Biochar-mortar composite: manufacturing, evaluation of physical properties and economic viability

Conference Dates

September 15-20, 2019


Singapore generates about half a million ton of wood waste annually, which constitutes a major fraction of disposed waste. Pyrolysis of wood waste to produce biochar, which can be used as additive in cement mortar, is a viable alternative to increase recycling rate of woody residues. This study explores the influence of biochar, prepared from mixed wood saw dust, on strength, elastic modulus, drying shrinkage and permeability of cement mortar.

Biochar prepared by pyrolysis at 300 oC (BC 300) and 500 oC (BC 500) was added to mortar at 1–8% by weight of cement. Results show that addition of 1–2 wt% BC 300 and BC 500 improve early age (7-day) compressive strength of mortar, which is related to high water retention of 7.50 g/g and 8.78 g/g by dry BC 300 and BC500 respectively.

However, addition of biochar did not significantly influence flexural strength, drying shrinkage and modulus of elasticity.

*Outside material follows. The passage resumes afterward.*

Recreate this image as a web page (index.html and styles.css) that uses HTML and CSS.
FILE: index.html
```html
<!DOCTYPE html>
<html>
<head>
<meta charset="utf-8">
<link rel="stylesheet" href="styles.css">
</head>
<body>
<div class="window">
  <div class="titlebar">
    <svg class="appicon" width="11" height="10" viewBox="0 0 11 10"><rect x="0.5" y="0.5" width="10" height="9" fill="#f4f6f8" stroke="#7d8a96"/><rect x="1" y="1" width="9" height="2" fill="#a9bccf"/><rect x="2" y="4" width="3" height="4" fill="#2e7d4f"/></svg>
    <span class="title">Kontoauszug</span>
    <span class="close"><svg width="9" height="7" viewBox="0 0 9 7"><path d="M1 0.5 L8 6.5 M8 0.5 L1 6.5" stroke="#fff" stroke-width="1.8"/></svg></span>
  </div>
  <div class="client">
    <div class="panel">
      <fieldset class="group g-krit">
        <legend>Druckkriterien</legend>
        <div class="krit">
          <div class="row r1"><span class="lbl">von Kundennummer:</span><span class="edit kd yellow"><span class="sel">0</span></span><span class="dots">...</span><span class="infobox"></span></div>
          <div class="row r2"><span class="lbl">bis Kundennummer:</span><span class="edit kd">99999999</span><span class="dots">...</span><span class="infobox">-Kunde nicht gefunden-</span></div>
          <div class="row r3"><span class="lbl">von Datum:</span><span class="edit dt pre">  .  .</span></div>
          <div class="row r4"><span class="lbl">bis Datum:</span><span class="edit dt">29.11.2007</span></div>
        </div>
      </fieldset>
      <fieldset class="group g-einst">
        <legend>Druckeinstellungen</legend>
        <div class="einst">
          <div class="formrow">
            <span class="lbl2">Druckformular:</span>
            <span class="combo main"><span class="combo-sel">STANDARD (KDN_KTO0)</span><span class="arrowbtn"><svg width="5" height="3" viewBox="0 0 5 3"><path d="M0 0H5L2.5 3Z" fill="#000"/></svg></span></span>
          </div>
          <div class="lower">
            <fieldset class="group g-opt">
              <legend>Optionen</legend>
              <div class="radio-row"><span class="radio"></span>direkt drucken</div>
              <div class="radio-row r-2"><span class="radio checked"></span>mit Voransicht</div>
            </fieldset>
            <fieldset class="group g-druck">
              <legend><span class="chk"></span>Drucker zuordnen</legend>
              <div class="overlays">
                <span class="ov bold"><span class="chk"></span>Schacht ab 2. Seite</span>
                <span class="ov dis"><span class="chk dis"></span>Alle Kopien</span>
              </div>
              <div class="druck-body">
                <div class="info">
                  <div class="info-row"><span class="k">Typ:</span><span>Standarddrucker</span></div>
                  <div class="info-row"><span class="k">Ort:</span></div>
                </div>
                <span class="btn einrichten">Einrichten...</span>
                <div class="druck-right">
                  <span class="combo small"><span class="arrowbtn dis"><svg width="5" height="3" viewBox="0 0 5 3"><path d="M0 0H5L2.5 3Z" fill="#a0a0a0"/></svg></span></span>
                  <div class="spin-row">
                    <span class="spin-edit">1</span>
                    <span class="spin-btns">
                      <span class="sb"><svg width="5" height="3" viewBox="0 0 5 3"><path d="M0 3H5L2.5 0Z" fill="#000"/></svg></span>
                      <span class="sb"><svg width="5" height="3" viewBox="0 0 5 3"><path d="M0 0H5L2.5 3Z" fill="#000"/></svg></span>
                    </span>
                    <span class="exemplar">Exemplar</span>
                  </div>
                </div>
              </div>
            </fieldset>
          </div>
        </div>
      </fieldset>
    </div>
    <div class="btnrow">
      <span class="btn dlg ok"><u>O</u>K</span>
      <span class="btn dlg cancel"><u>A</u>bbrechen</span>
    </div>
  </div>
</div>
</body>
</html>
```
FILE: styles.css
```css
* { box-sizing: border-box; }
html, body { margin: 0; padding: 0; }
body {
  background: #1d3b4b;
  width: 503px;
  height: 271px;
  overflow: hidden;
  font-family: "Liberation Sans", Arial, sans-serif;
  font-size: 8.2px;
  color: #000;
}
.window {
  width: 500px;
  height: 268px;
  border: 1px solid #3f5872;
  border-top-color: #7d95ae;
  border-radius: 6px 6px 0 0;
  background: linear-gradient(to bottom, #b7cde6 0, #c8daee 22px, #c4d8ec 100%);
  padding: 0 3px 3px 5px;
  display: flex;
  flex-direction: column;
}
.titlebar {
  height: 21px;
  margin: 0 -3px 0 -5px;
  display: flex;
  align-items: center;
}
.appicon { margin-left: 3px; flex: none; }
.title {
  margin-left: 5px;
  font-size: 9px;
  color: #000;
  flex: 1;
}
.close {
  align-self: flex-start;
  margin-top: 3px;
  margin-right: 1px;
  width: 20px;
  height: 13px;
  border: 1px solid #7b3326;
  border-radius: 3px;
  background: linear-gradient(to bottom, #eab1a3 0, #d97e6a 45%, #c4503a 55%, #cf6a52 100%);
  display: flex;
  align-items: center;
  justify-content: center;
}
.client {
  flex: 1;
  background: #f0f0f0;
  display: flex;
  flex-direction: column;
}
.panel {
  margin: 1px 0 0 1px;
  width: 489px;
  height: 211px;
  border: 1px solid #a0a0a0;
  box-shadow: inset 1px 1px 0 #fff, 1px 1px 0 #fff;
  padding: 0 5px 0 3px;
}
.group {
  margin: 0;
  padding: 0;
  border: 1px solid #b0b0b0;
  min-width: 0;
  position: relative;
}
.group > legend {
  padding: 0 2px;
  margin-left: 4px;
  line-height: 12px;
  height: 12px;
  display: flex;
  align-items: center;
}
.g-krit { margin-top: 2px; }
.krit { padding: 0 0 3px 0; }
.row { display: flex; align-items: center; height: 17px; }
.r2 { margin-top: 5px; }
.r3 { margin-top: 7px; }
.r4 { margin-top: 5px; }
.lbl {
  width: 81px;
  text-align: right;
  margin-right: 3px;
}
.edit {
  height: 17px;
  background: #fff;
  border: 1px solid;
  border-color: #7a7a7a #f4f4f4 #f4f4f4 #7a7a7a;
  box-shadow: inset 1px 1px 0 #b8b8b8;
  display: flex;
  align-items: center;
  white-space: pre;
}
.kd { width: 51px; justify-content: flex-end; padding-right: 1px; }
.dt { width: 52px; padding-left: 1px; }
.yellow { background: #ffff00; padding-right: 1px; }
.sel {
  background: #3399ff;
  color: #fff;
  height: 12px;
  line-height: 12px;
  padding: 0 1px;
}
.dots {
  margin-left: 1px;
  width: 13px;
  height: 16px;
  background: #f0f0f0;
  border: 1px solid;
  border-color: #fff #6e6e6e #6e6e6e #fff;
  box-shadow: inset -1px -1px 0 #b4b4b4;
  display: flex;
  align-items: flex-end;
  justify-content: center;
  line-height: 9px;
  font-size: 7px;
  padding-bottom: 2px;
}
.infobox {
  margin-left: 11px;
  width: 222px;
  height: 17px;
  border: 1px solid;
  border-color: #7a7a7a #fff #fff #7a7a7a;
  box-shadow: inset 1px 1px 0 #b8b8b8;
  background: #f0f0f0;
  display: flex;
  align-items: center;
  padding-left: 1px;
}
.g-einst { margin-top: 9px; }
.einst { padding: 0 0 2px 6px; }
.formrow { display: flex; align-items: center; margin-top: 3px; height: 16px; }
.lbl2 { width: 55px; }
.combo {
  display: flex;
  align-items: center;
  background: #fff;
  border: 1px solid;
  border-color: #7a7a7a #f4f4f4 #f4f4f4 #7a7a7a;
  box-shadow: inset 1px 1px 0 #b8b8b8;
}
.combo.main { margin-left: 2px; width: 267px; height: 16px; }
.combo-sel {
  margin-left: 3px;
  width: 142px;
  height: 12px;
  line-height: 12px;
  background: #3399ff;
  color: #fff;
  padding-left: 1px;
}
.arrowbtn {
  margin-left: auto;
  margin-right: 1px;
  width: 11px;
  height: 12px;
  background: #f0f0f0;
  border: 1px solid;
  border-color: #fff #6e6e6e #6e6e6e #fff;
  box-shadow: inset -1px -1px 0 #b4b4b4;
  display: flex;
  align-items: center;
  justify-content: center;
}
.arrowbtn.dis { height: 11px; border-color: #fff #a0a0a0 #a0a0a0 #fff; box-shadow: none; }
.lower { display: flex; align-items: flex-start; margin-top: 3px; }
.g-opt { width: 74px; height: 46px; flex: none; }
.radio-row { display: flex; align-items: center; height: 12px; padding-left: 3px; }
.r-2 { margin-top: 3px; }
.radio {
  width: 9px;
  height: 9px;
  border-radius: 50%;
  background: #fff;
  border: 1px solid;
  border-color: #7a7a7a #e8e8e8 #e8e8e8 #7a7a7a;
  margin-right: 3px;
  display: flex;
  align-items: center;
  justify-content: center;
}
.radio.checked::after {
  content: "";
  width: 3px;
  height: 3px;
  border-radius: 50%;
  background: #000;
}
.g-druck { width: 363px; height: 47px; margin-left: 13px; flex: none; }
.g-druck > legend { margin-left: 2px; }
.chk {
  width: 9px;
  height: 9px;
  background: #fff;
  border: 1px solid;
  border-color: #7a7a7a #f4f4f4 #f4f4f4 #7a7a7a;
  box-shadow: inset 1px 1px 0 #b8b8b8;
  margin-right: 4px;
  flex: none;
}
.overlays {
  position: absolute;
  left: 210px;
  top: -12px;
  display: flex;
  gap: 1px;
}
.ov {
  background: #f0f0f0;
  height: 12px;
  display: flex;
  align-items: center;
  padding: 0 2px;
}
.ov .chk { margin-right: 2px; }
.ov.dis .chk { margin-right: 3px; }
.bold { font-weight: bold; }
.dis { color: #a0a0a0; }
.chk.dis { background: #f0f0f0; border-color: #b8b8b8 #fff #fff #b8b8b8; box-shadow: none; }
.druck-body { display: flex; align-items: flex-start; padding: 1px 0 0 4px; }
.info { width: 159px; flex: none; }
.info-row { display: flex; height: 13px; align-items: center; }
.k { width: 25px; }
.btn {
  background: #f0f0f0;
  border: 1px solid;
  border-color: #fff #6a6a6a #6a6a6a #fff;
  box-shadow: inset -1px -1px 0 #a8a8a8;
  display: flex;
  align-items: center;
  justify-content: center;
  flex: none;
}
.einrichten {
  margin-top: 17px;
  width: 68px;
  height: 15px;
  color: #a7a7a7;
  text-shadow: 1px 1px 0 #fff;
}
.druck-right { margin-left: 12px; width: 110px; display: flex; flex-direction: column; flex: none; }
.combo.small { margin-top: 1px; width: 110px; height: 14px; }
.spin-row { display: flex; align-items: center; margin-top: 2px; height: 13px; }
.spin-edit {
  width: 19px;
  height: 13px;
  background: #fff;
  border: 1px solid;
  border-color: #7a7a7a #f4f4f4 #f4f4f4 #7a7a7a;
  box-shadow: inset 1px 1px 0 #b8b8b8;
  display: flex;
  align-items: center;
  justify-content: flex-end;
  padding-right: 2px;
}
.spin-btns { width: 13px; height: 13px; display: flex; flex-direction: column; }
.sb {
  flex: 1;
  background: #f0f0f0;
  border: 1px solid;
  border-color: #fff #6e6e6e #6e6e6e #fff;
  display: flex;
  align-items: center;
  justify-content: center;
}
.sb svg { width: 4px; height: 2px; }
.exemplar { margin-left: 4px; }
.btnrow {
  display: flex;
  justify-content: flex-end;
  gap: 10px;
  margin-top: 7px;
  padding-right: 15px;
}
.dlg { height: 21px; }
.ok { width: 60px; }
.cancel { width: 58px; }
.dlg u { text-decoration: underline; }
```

Mortar with 1% addition of BC 300 and BC 500 showed about 58% and 66% reduction in water absorption and depth of water penetration respectively compared to control.

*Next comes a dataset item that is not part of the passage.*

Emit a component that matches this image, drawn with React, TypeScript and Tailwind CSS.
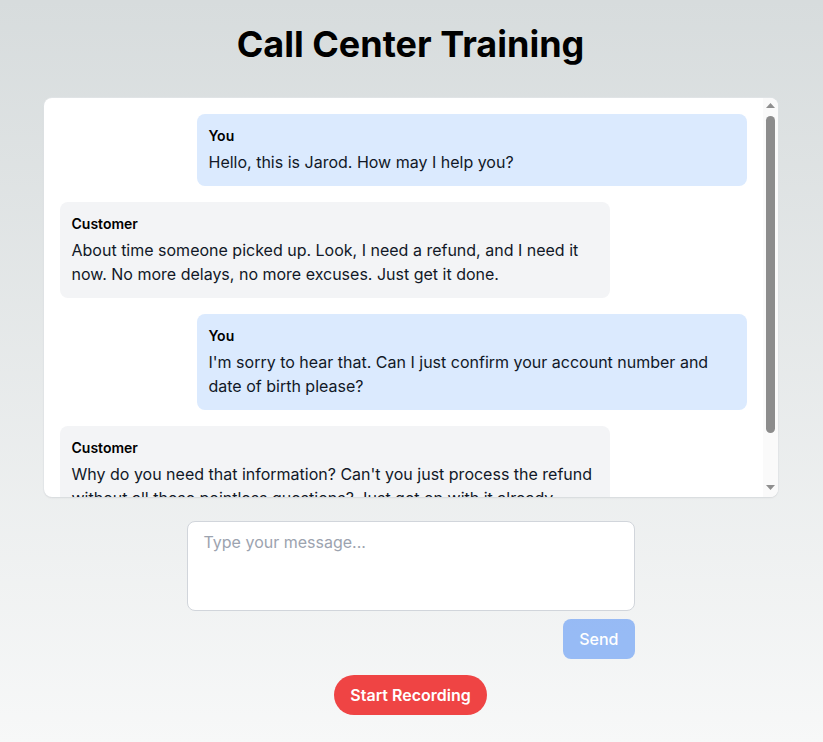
import React from "react";

type Message = { role: "user" | "customer"; text: string };

const messages: Message[] = [
  { role: "user", text: "Hello, this is Jarod. How may I help you?" },
  {
    role: "customer",
    text: "About time someone picked up. Look, I need a refund, and I need it now. No more delays, no more excuses. Just get it done.",
  },
  {
    role: "user",
    text: "I'm sorry to hear that. Can I just confirm your account number and date of birth please?",
  },
  {
    role: "customer",
    text: "Why do you need that information? Can't you just process the refund without all these pointless questions? Just get on with it already.",
  },
];

function Scrollbar() {
  return (
    <div className="flex w-[15px] shrink-0 flex-col bg-[#fafafa]">
      <div className="flex h-[15px] items-center justify-center">
        <svg width="9" height="5" viewBox="0 0 9 5">
          <path d="M4.5 0 L9 5 L0 5 Z" fill="#8f8f8f" />
        </svg>
      </div>
      <div className="flex-1 px-[3px] pt-[3px]">
        <div className="h-[317px] rounded-full bg-[#8c8c8c]" />
      </div>
      <div className="flex h-[15px] items-center justify-center pb-[4px]">
        <svg width="9" height="5" viewBox="0 0 9 5">
          <path d="M0 0 L9 0 L4.5 5 Z" fill="#8f8f8f" />
        </svg>
      </div>
    </div>
  );
}

export default function App() {
  return (
    <div className="min-h-screen bg-gradient-to-b from-[#d7dcdd] to-[#f7f8f8] pl-4 pr-[18px] pt-6 pb-6 font-['Inter',sans-serif] text-[#111827]">
      <h1 className="mb-[34px] text-center text-4xl font-bold text-black">Call Center Training</h1>

      {/* Chat window */}
      <div className="mx-auto flex h-[399px] w-full max-w-[734px] overflow-hidden rounded-lg bg-white shadow-[0_1px_2px_rgba(0,0,0,0.08),0_0_0_1px_rgba(229,231,235,0.6)]">
        <div className="flex-1 overflow-hidden p-4">
          <div className="flex flex-col gap-4">
            {messages.map((m, i) => {
              const isUser = m.role === "user";
              return (
                <div key={i} className={`flex ${isUser ? "justify-end" : "justify-start"}`}>
                  <div className={`w-[550px] rounded-lg p-3 ${isUser ? "bg-[#dbeafe]" : "bg-[#f3f4f6]"}`}>
                    <div className="mb-1 text-sm font-semibold text-black">{isUser ? "You" : "Customer"}</div>
                    <p className="text-base leading-6">{m.text}</p>
                  </div>
                </div>
              );
            })}
          </div>
        </div>
        <Scrollbar />
      </div>

      {/* Input */}
      <div className="mx-auto mt-6 flex w-full max-w-md flex-col items-end">
        <textarea
          rows={3}
          placeholder="Type your message..."
          className="h-[90px] w-full resize-none rounded-lg border border-[#d1d5db] bg-white px-4 py-2 text-base leading-6 outline-none placeholder:text-[#9ca3af]"
        />
        <button className="mt-2 rounded-lg bg-[#3b82f6]/50 px-4 py-2 text-base font-medium text-white">Send</button>
      </div>

      <div className="mt-4 flex justify-center">
        <button className="rounded-full bg-[#ef4444] px-4 py-2 text-base font-semibold text-white">Start Recording</button>
      </div>
    </div>
  );
}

Based on the experimental findings, it is concluded that 1–2 wt% addition of biochar may be recommended to improve strength and reduce permeability of cement mortar. Added at these proportions, we showed that the price of biochar mortar is still reasonably close to that of conventional mortar.

Therefore, this study suggests that biochar from wood waste has the potential to be deployed as carbon sequestering admixture to improve performance of cementitious mortar at a price that is likely to be acceptable to the building industry.